Instruction | Exclude images, then output the remaining data verbatim.

* begin Supplied information *

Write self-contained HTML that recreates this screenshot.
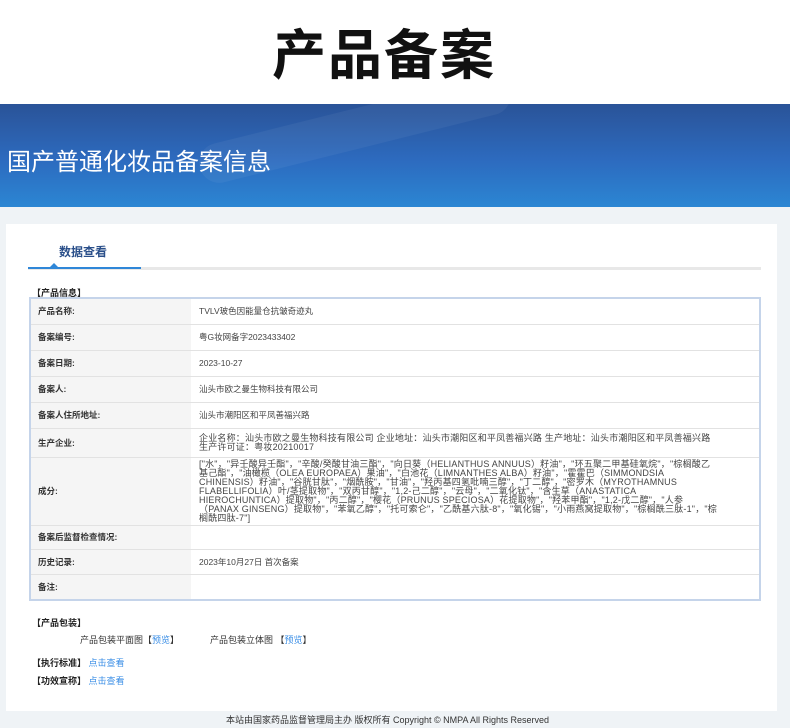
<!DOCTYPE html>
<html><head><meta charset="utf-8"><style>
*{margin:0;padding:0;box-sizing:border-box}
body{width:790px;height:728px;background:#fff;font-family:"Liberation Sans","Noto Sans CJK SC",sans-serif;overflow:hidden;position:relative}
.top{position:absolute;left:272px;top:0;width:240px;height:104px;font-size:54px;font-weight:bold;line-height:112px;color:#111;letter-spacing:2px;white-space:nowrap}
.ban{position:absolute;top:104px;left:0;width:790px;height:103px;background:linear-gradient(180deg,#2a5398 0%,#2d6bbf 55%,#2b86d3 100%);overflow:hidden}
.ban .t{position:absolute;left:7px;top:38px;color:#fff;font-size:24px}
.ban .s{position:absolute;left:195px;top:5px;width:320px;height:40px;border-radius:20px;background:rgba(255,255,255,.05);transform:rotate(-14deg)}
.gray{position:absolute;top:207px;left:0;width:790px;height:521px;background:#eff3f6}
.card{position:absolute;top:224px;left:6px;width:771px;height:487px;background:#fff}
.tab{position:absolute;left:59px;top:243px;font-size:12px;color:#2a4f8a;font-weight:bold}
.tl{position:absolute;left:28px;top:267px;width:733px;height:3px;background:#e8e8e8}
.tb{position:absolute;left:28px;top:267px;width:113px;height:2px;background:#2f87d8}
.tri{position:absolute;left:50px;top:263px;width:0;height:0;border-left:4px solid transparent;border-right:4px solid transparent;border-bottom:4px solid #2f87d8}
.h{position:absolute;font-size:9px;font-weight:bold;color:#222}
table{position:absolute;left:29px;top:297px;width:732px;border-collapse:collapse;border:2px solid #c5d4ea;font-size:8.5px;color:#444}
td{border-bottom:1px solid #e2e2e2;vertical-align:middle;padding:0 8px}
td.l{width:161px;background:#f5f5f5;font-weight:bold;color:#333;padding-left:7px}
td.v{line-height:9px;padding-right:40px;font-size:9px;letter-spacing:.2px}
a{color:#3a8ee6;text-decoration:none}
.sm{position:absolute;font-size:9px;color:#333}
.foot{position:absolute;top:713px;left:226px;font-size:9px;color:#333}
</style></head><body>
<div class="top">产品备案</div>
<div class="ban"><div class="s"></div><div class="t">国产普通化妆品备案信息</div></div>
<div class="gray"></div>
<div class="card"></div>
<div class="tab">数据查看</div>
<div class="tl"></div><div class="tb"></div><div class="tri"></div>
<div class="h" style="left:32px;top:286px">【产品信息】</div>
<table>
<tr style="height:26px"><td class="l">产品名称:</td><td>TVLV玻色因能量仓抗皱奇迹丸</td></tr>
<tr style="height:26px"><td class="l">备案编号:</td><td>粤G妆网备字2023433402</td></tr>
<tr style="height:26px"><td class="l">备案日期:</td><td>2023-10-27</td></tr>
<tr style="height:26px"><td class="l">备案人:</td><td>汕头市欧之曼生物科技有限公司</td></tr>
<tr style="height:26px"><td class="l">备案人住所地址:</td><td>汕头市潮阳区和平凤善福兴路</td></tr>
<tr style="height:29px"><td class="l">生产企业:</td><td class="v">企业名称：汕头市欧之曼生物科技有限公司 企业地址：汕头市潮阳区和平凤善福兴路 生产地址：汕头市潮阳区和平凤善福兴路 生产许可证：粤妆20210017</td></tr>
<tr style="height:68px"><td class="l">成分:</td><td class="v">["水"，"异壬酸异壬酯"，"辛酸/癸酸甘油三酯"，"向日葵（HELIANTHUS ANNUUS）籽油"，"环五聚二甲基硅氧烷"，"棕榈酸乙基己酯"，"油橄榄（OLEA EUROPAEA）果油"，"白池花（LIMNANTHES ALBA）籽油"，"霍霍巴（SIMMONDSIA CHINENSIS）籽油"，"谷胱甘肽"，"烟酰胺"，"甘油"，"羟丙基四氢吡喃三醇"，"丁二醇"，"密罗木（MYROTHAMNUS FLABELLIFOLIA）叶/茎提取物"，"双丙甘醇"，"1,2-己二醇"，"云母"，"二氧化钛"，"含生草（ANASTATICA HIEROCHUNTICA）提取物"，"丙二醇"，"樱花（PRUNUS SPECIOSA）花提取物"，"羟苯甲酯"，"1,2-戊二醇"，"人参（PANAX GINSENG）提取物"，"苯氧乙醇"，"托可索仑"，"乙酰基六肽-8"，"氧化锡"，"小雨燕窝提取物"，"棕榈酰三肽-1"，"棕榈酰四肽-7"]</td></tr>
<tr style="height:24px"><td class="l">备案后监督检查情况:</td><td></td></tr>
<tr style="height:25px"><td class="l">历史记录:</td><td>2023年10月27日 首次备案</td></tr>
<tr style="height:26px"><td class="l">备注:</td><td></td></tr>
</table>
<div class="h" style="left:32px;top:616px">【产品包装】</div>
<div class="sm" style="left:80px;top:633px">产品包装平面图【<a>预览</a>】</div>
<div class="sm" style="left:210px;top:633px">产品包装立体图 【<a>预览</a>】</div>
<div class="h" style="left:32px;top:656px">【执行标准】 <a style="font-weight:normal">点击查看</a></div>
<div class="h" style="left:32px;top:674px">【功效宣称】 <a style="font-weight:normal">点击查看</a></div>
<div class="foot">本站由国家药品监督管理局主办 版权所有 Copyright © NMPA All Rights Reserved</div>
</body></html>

* end Supplied information *

Task answer |
Write self-contained HTML that recreates this screenshot.
<!DOCTYPE html>
<html><head><meta charset="utf-8"><style>
*{margin:0;padding:0;box-sizing:border-box}
body{width:790px;height:728px;background:#fff;font-family:"Liberation Sans","Noto Sans CJK SC",sans-serif;overflow:hidden;position:relative}
.top{position:absolute;left:272px;top:0;width:240px;height:104px;font-size:54px;font-weight:bold;line-height:112px;color:#111;letter-spacing:2px;white-space:nowrap}
.ban{position:absolute;top:104px;left:0;width:790px;height:103px;background:linear-gradient(180deg,#2a5398 0%,#2d6bbf 55%,#2b86d3 100%);overflow:hidden}
.ban .t{position:absolute;left:7px;top:38px;color:#fff;font-size:24px}
.ban .s{position:absolute;left:195px;top:5px;width:320px;height:40px;border-radius:20px;background:rgba(255,255,255,.05);transform:rotate(-14deg)}
.gray{position:absolute;top:207px;left:0;width:790px;height:521px;background:#eff3f6}
.card{position:absolute;top:224px;left:6px;width:771px;height:487px;background:#fff}
.tab{position:absolute;left:59px;top:243px;font-size:12px;color:#2a4f8a;font-weight:bold}
.tl{position:absolute;left:28px;top:267px;width:733px;height:3px;background:#e8e8e8}
.tb{position:absolute;left:28px;top:267px;width:113px;height:2px;background:#2f87d8}
.tri{position:absolute;left:50px;top:263px;width:0;height:0;border-left:4px solid transparent;border-right:4px solid transparent;border-bottom:4px solid #2f87d8}
.h{position:absolute;font-size:9px;font-weight:bold;color:#222}
table{position:absolute;left:29px;top:297px;width:732px;border-collapse:collapse;border:2px solid #c5d4ea;font-size:8.5px;color:#444}
td{border-bottom:1px solid #e2e2e2;vertical-align:middle;padding:0 8px}
td.l{width:161px;background:#f5f5f5;font-weight:bold;color:#333;padding-left:7px}
td.v{line-height:9px;padding-right:40px;font-size:9px;letter-spacing:.2px}
a{color:#3a8ee6;text-decoration:none}
.sm{position:absolute;font-size:9px;color:#333}
.foot{position:absolute;top:713px;left:226px;font-size:9px;color:#333}
</style></head><body>
<div class="top">产品备案</div>
<div class="ban"><div class="s"></div><div class="t">国产普通化妆品备案信息</div></div>
<div class="gray"></div>
<div class="card"></div>
<div class="tab">数据查看</div>
<div class="tl"></div><div class="tb"></div><div class="tri"></div>
<div class="h" style="left:32px;top:286px">【产品信息】</div>
<table>
<tr style="height:26px"><td class="l">产品名称:</td><td>TVLV玻色因能量仓抗皱奇迹丸</td></tr>
<tr style="height:26px"><td class="l">备案编号:</td><td>粤G妆网备字2023433402</td></tr>
<tr style="height:26px"><td class="l">备案日期:</td><td>2023-10-27</td></tr>
<tr style="height:26px"><td class="l">备案人:</td><td>汕头市欧之曼生物科技有限公司</td></tr>
<tr style="height:26px"><td class="l">备案人住所地址:</td><td>汕头市潮阳区和平凤善福兴路</td></tr>
<tr style="height:29px"><td class="l">生产企业:</td><td class="v">企业名称：汕头市欧之曼生物科技有限公司 企业地址：汕头市潮阳区和平凤善福兴路 生产地址：汕头市潮阳区和平凤善福兴路 生产许可证：粤妆20210017</td></tr>
<tr style="height:68px"><td class="l">成分:</td><td class="v">["水"，"异壬酸异壬酯"，"辛酸/癸酸甘油三酯"，"向日葵（HELIANTHUS ANNUUS）籽油"，"环五聚二甲基硅氧烷"，"棕榈酸乙基己酯"，"油橄榄（OLEA EUROPAEA）果油"，"白池花（LIMNANTHES ALBA）籽油"，"霍霍巴（SIMMONDSIA CHINENSIS）籽油"，"谷胱甘肽"，"烟酰胺"，"甘油"，"羟丙基四氢吡喃三醇"，"丁二醇"，"密罗木（MYROTHAMNUS FLABELLIFOLIA）叶/茎提取物"，"双丙甘醇"，"1,2-己二醇"，"云母"，"二氧化钛"，"含生草（ANASTATICA HIEROCHUNTICA）提取物"，"丙二醇"，"樱花（PRUNUS SPECIOSA）花提取物"，"羟苯甲酯"，"1,2-戊二醇"，"人参（PANAX GINSENG）提取物"，"苯氧乙醇"，"托可索仑"，"乙酰基六肽-8"，"氧化锡"，"小雨燕窝提取物"，"棕榈酰三肽-1"，"棕榈酰四肽-7"]</td></tr>
<tr style="height:24px"><td class="l">备案后监督检查情况:</td><td></td></tr>
<tr style="height:25px"><td class="l">历史记录:</td><td>2023年10月27日 首次备案</td></tr>
<tr style="height:26px"><td class="l">备注:</td><td></td></tr>
</table>
<div class="h" style="left:32px;top:616px">【产品包装】</div>
<div class="sm" style="left:80px;top:633px">产品包装平面图【<a>预览</a>】</div>
<div class="sm" style="left:210px;top:633px">产品包装立体图 【<a>预览</a>】</div>
<div class="h" style="left:32px;top:656px">【执行标准】 <a style="font-weight:normal">点击查看</a></div>
<div class="h" style="left:32px;top:674px">【功效宣称】 <a style="font-weight:normal">点击查看</a></div>
<div class="foot">本站由国家药品监督管理局主办 版权所有 Copyright © NMPA All Rights Reserved</div>
</body></html>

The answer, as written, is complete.